OK. Maybe a little more housekeeping. Back in the old days, when “ESI” meant spreadsheets, there was no such distinction between “structured” and “unstructured” data. ALL data was structured (in the form of Excel files or maybe ERP data and such). What we now call “unstructured” content was considered “letters” and “contracts.” If these were caught up in a discovery motion... start up the trucks and warm up the forklift.

Then, things changed. Interactions between customers and suppliers started to take place in “email threads.” Transactions began to occur in “collaborative environments,” instead of the confines of dusty file cabinets and three-ring binders. And the massive volume of information created, information stored and information distributed overtook the established norms and routines of business, and entered something new. It became digital.

I’m not telling you anything you haven’t heard before. Hell, my high-school kids are more plugged in than you are, I can guarantee that. But the courts began to get wind of it, and—being the courts—slowly started to take interest.

“In the legal space, things go by evolution, not revolution,” points out Dr.
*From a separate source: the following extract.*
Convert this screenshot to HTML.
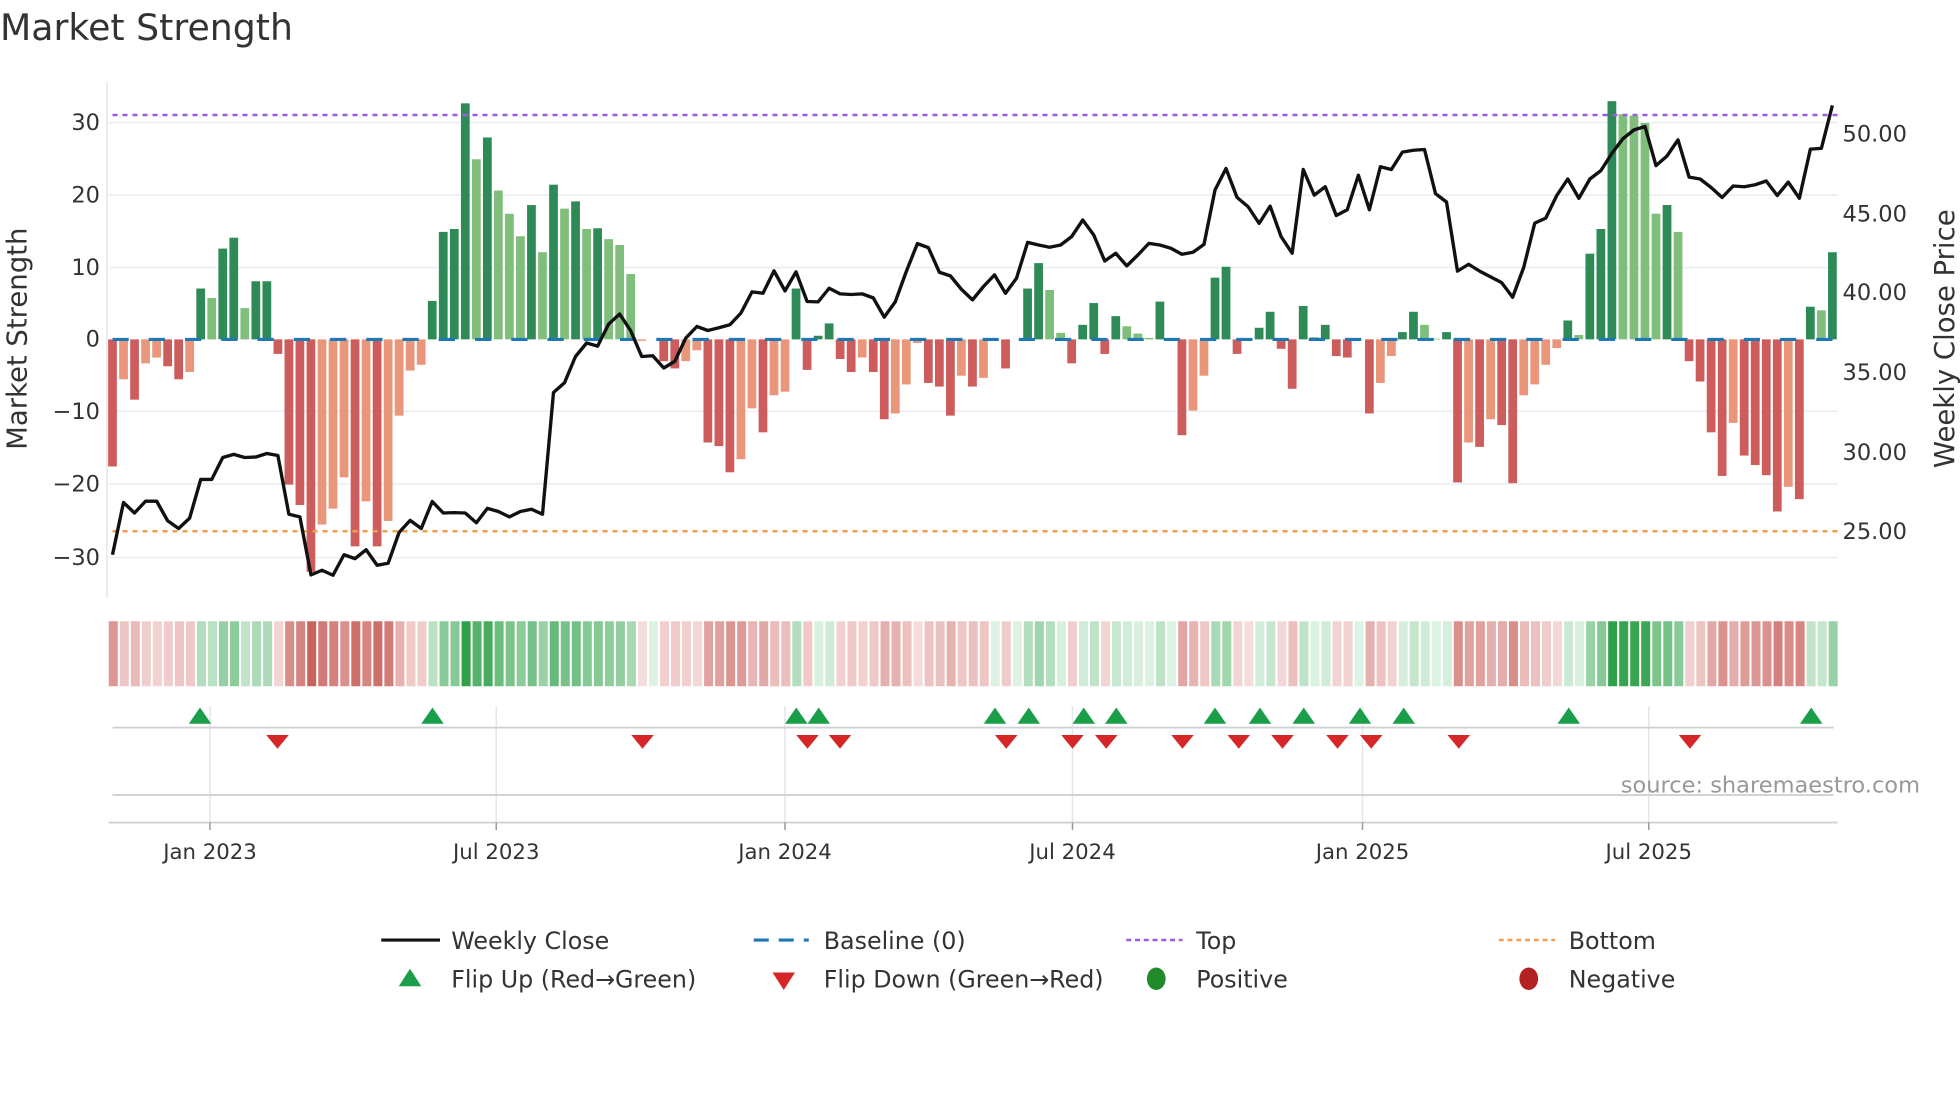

Johannes C. Scholtes, chief strategy officer for ZyLAB North America LLC. But it’s evolving, Johannes (or Jan, as he’s known) says: “People are getting educated on the subject of e-discovery. Not only specialists, but also counsel AND judges. The legal society as a whole is beginning to understand that there’s more to life than TIFF documents.” He describes a recent ruling regarding the acceptance of ESI metadata (information hidden with a document that describes its attributes). As he explains, it’s not so much that the metadata hidden within electronic documents is now valid as evidence; it’s that some judge in Atlanta knew enough to ask about the metadata in the case! That’s one well-educated barrister, and he won’t be the last.

Annie Goranson, Symantec’s discovery attorney, agrees with Jan. “There’s a lot more involvement by both outside and in-house counsel in the technical side, and the judiciary is driving that. It’s now a requirement that counsel understands how systems operate. For example, in a case in Florida, in-house counsel was sanctioned for ‘misrepresenting’ that they didn’t have access to metadata when in fact they did. It was just a lack of understanding of the process,” Annie says. “Courts are becoming impatient with counsel who don’t take the time to understand what’s going on. There’s definitely a renewed interest in the legal community in how the various technologies work.”

“We IT professionals know all about metadata, but until two or three years ago, judges and legal counsel did not,” adds Jan. He describes another example where a judge asked for the equivalent of a “fuzzy search.” The parties weren’t asked to produce only the exact match with the searched words; they also had to provide documents that had words that were “kind of similar” to the words initially agree on in negotiation.

It’s not your father’s litigation environment. Wait... I’m not saying your dad was sued or anything... oh, you know what I mean.

Information Makes it Right
“This all boils down to the fact that 2010 is going to be the ‘Year of Information Management,’” says Sean Regan, senior manager for the Enterprise Vault at Symantec. It will be critical to have information pre-collected, he says, so you can perform “early case assessment.” “Rather than constantly reacting after the fact,” Sean says, “companies that have information management platforms in place will know how deep the rabbit hole goes BEFORE they end up in court.”